Exploring the Bi2o3 Effect on the Gas Sensing Properties of Prfeo3 Self-Assembled Microspheres to Acetone

PrFeO3 and Bi2O3-decorated PrFeO3 (denoted as Bi-PrFeO3) self-assembled microspheres were successfully fabricated using a template-free solvothermal method. Their structural, morphological and the special surface area were characterized by different technologies. Series of analysis indicated that the pristine and Bi-PrFeO3 microspheres are formed via the agglomeration of smaller primary nanoparticles with a diameter of less than 100 nm, the specific area and pore size of Bi-PrFeO3 is larger than those of PrFeO3, but the oxygen vacancies of Bi-PrFeO3 is less than PrFeO3’s. In addition, the pristine PrFeO3 sensor shows responses from 1.56-77.10 with acetone concentrations ranging from 2-150 ppm under the optimum operating temperature of 200 °C and owns stronger moisture resistance, but the response and recovery time are 30 s and 37.6 s to 100 ppm acetone.

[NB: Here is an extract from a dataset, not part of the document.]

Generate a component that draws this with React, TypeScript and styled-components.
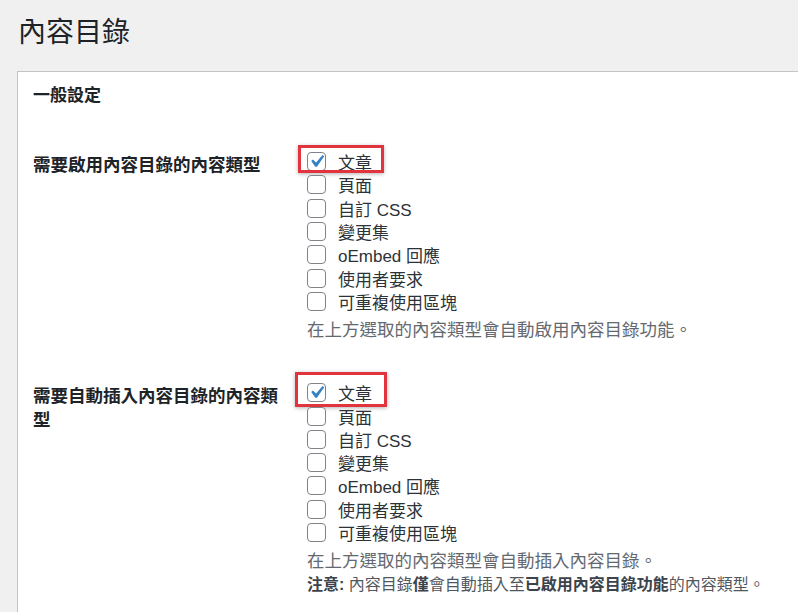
import React from "react";
import styled, { createGlobalStyle } from "styled-components";

const GlobalStyle = createGlobalStyle`
  html, body {
    margin: 0;
    padding: 0;
    background: #f0f0f1;
    overflow: hidden;
  }
  body {
    font-family: "Liberation Sans", "Noto Sans CJK TC", sans-serif;
    color: #1d2327;
  }
`;

const Wrap = styled.div`
  padding: 15px 0 0 17px;
`;

const PageTitle = styled.h1`
  margin: 0 0 20px 1px;
  font-size: 28px;
  line-height: 36px;
  font-weight: 400;
  color: #1d2327;
`;

const Panel = styled.div`
  background: #fff;
  border: 1px solid #c3c4c7;
  border-right: none;
  margin-right: -20px;
  padding: 12px 0 40px 15px;
`;

const SectionTitle = styled.h2`
  margin: 0 0 22px;
  font-size: 17px;
  line-height: 24px;
  font-weight: 700;
  color: #1d2327;
`;

const SettingRow = styled.div`
  display: flex;
  align-items: flex-start;
  padding: 20px 0 19px;
`;

const RowLabel = styled.div`
  width: 250px;
  flex: none;
  padding: 3px 24px 0 0;
  font-size: 17.5px;
  line-height: 24px;
  font-weight: 700;
  color: #1d2327;
`;

const RowField = styled.div`
  display: flex;
  flex-direction: column;
`;

const CheckItem = styled.label`
  position: relative;
  display: flex;
  align-items: center;
  height: 23.3px;
  font-size: 17px;
  color: #2c3338;
  white-space: nowrap;
`;

const Box = styled.span`
  width: 19px;
  height: 19px;
  box-sizing: border-box;
  border: 1px solid #80848a;
  border-radius: 4px;
  background: #fff;
  margin-right: 12px;
  display: inline-flex;
  align-items: center;
  justify-content: center;
  flex: none;

  svg {
    flex: none;
    margin: -3px;
  }
`;

const Highlight = styled.span<{ $top: number; $left: number; $w: number; $h: number }>`
  position: absolute;
  top: ${(p) => p.$top}px;
  left: ${(p) => p.$left}px;
  width: ${(p) => p.$w}px;
  height: ${(p) => p.$h}px;
  box-sizing: border-box;
  border: 3px solid #e2343f;
  box-shadow: 0 1px 4px rgba(0, 0, 0, 0.3);
  pointer-events: none;
`;

const Description = styled.p`
  margin: 6px 0 0;
  font-size: 17.5px;
  line-height: 23px;
  color: #646970;
`;

const Note = styled.p`
  margin: 0;
  font-size: 16px;
  line-height: 23px;
  color: #50575e;

  b {
    font-weight: 700;
    color: #3c434a;
  }
`;

const postTypes = ["文章", "頁面", "自訂 CSS", "變更集", "oEmbed 回應", "使用者要求", "可重複使用區塊"];

type Mark = { top: number; left: number; w: number; h: number };

const CheckMark = () => (
  <svg width="25" height="25" viewBox="0 0 20 20">
    <path d="M14.83 4.89l1.34.94-5.81 8.38H9.02L5.78 9.67l1.34-1.25 2.57 2.4z" fill="#3582c4" />
  </svg>
);

const TypeList = ({ mark }: { mark: Mark }) => (
  <>
    {postTypes.map((name, i) => (
      <CheckItem key={name}>
        <Box>{i === 0 && <CheckMark />}</Box>
        {name}
        {i === 0 && <Highlight $top={mark.top} $left={mark.left} $w={mark.w} $h={mark.h} />}
      </CheckItem>
    ))}
  </>
);

export default function App() {
  return (
    <Wrap>
      <GlobalStyle />
      <PageTitle>內容目錄</PageTitle>
      <Panel>
        <SectionTitle>一般設定</SectionTitle>
        <SettingRow>
          <RowLabel>需要啟用內容目錄的內容類型</RowLabel>
          <RowField>
            <TypeList mark={{ top: -5, left: -9, w: 86, h: 28 }} />
            <Description>在上方選取的內容類型會自動啟用內容目錄功能。</Description>
          </RowField>
        </SettingRow>
        <SettingRow>
          <RowLabel>需要自動插入內容目錄的內容類型</RowLabel>
          <RowField>
            <TypeList mark={{ top: -9, left: -12, w: 92, h: 35 }} />
            <Description>在上方選取的內容類型會自動插入內容目錄。</Description>
            <Note>
              <b>注意:</b> 內容目錄<b>僅</b>會自動插入至<b>已啟用內容目錄功能</b>的內容類型。
            </Note>
          </RowField>
        </SettingRow>
      </Panel>
    </Wrap>
  );
}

The Bi-PrFeO3 sensor displayed a relatively wearer gas sensing performance than pristine PrFeO3 sensor, the corresponding responses is 1.51-18.10, but exhibited excellent response and recovery capability (3.0/7.7 s), the reason can be attributed to the mismatch band-gap between Bi2O3 and PrFeO3, which hinders the electrons transmission efficiency.